**LISTING:**
________________

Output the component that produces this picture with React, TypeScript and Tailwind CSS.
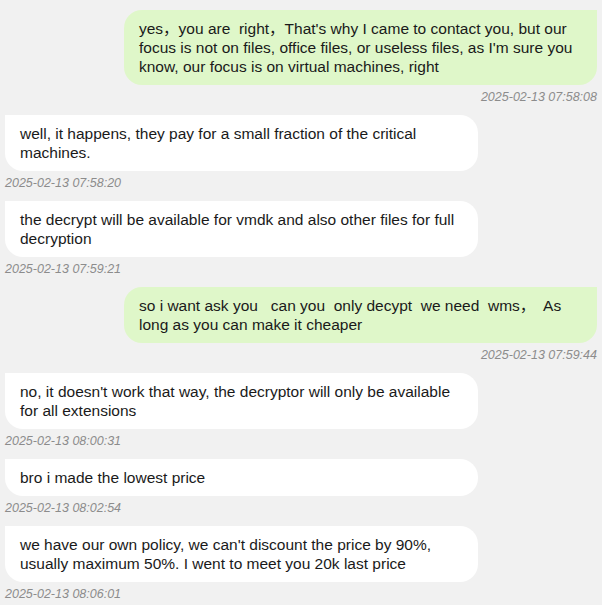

________________

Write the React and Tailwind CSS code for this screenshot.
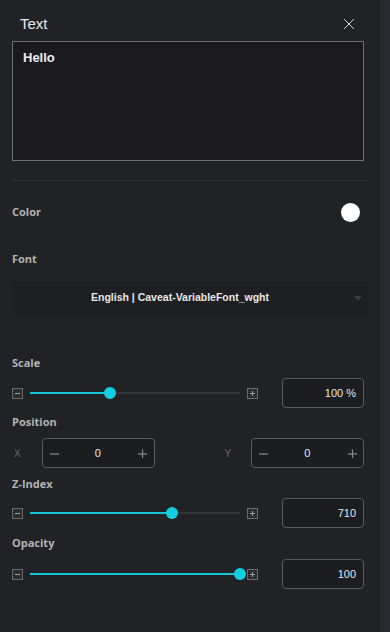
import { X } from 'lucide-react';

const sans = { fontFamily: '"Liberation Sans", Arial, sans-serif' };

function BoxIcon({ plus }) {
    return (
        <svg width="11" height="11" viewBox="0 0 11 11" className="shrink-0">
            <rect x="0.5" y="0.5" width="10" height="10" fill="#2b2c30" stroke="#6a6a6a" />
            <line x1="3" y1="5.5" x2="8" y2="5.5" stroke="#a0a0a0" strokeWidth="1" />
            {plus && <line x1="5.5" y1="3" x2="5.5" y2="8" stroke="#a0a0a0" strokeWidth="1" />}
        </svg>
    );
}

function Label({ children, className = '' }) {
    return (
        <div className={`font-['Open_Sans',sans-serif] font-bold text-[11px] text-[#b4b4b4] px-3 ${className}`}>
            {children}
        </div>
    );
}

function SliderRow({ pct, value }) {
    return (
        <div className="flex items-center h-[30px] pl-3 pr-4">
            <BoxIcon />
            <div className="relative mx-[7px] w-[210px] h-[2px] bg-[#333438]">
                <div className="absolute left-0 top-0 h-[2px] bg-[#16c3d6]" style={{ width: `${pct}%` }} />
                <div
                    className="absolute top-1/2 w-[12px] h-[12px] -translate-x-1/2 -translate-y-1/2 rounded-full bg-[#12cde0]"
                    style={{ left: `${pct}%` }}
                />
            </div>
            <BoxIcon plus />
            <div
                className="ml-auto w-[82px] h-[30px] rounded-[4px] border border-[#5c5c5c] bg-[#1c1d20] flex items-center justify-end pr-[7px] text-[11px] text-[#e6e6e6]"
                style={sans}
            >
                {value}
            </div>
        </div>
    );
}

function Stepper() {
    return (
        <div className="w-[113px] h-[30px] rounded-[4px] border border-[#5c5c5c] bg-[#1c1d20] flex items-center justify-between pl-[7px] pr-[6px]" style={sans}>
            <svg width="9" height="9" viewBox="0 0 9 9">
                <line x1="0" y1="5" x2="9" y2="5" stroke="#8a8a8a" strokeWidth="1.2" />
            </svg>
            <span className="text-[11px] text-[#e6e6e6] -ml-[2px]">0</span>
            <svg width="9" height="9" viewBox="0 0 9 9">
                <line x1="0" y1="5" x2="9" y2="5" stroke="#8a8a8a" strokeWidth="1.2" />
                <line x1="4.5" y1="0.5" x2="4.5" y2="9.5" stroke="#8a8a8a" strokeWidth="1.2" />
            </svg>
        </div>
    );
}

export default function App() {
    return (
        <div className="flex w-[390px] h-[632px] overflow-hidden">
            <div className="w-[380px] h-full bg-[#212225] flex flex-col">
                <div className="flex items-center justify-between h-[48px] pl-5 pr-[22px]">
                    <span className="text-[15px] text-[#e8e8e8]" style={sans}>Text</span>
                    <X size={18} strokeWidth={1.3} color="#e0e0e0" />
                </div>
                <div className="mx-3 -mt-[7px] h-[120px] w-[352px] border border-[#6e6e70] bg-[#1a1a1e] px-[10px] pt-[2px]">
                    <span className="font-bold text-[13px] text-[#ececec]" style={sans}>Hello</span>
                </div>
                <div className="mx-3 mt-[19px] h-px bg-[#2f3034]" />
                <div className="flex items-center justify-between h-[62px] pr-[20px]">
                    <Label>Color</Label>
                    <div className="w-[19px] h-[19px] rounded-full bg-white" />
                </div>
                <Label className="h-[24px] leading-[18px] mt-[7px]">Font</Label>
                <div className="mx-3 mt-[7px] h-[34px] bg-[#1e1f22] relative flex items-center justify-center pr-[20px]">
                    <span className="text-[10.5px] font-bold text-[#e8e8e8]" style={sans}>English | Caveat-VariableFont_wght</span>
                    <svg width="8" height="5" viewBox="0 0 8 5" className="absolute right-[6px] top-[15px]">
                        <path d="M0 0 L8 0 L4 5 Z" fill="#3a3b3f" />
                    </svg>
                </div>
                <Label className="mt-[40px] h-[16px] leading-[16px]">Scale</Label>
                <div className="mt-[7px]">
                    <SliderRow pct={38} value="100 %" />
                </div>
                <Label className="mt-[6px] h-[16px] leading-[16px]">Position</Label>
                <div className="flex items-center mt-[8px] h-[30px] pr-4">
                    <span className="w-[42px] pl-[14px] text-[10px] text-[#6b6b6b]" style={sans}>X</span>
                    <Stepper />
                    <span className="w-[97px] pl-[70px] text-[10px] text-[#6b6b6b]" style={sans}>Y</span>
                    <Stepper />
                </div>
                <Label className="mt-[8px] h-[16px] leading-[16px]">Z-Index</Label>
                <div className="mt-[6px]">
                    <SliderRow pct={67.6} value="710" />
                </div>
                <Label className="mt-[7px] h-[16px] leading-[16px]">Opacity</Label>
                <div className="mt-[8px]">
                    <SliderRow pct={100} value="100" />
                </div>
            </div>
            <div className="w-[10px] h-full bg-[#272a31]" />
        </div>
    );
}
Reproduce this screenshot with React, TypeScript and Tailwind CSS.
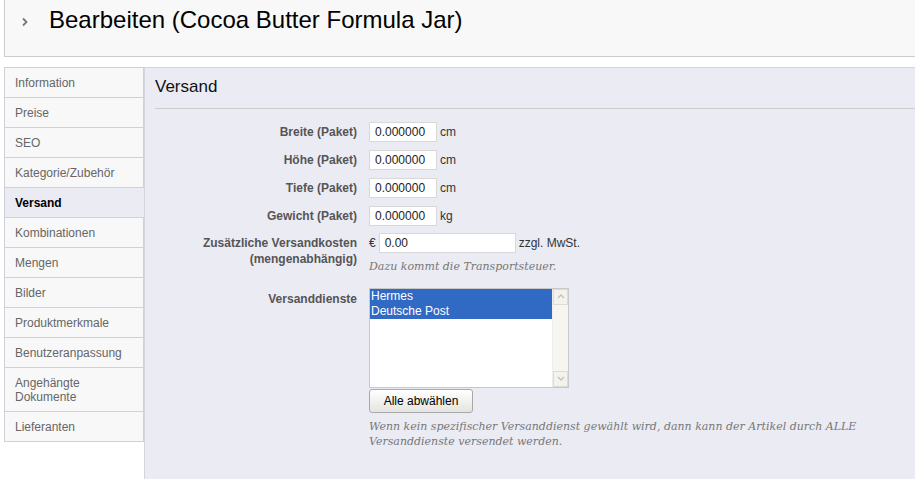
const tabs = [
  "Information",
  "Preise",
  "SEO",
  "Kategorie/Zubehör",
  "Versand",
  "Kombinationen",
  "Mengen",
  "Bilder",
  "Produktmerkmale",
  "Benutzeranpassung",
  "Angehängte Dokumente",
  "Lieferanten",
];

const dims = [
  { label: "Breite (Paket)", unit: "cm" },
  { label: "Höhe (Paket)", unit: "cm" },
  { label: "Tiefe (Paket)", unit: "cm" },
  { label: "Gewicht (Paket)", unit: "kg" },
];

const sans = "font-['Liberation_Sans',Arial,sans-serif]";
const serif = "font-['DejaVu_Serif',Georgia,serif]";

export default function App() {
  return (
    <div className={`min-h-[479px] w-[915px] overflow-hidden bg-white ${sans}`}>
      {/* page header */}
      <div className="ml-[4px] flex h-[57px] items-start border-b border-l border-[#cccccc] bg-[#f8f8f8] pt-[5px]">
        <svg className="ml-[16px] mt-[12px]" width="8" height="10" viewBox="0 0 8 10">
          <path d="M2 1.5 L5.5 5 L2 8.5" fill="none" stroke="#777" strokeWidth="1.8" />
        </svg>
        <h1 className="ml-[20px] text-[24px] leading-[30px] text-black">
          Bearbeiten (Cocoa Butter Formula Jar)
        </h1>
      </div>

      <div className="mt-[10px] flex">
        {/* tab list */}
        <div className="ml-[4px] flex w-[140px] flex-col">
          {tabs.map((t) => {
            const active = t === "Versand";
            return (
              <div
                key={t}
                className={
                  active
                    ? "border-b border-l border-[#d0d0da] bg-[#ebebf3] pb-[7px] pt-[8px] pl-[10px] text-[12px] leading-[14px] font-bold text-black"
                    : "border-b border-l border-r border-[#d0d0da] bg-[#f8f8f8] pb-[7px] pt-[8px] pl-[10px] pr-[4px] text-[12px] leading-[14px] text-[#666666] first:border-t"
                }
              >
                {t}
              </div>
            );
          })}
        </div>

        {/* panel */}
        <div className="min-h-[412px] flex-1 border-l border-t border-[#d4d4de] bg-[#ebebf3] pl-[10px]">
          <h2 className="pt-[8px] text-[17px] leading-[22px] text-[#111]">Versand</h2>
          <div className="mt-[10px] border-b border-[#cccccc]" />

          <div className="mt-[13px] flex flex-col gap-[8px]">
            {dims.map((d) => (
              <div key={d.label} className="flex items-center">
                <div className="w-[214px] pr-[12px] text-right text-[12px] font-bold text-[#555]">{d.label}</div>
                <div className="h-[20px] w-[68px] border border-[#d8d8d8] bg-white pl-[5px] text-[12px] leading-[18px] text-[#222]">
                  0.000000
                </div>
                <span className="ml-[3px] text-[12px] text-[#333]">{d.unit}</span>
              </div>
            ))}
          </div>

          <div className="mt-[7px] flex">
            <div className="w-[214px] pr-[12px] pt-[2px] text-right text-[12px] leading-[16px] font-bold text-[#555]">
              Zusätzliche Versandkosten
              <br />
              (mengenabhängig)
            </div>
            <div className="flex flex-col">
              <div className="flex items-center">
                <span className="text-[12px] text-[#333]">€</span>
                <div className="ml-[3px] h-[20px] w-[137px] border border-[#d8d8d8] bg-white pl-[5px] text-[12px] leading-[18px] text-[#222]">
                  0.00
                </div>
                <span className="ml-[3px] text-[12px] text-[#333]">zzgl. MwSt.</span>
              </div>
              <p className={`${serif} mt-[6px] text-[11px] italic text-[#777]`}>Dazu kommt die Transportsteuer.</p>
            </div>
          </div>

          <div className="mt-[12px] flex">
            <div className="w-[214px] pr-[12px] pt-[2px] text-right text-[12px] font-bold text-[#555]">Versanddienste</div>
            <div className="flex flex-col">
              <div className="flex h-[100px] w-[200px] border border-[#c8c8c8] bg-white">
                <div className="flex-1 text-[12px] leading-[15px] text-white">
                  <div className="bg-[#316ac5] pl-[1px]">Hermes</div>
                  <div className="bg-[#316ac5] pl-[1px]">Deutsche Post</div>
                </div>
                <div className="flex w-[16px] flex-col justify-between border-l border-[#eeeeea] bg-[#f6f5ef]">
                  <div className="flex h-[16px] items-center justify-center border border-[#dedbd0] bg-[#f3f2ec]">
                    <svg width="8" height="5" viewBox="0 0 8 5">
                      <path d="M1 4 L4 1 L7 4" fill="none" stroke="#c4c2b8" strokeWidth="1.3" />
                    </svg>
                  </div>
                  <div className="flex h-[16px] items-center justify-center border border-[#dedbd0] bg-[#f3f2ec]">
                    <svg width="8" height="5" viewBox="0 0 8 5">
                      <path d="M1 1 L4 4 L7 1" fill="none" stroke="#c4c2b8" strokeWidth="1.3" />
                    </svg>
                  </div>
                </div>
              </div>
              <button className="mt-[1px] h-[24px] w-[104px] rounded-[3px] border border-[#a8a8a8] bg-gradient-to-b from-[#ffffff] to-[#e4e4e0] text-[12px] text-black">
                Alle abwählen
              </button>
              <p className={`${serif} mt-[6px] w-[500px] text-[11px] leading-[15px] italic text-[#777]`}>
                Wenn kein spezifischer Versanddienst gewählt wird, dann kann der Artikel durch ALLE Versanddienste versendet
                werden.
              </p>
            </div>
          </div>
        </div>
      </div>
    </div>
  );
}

________________

**WHAT TO DO:**
In the records above, find each line with the word "Tailwind" and copy it.

**WRITTEN SOLUTION:**
Output the component that produces this picture with React, TypeScript and Tailwind CSS.
Write the React and Tailwind CSS code for this screenshot.
Reproduce this screenshot with React, TypeScript and Tailwind CSS.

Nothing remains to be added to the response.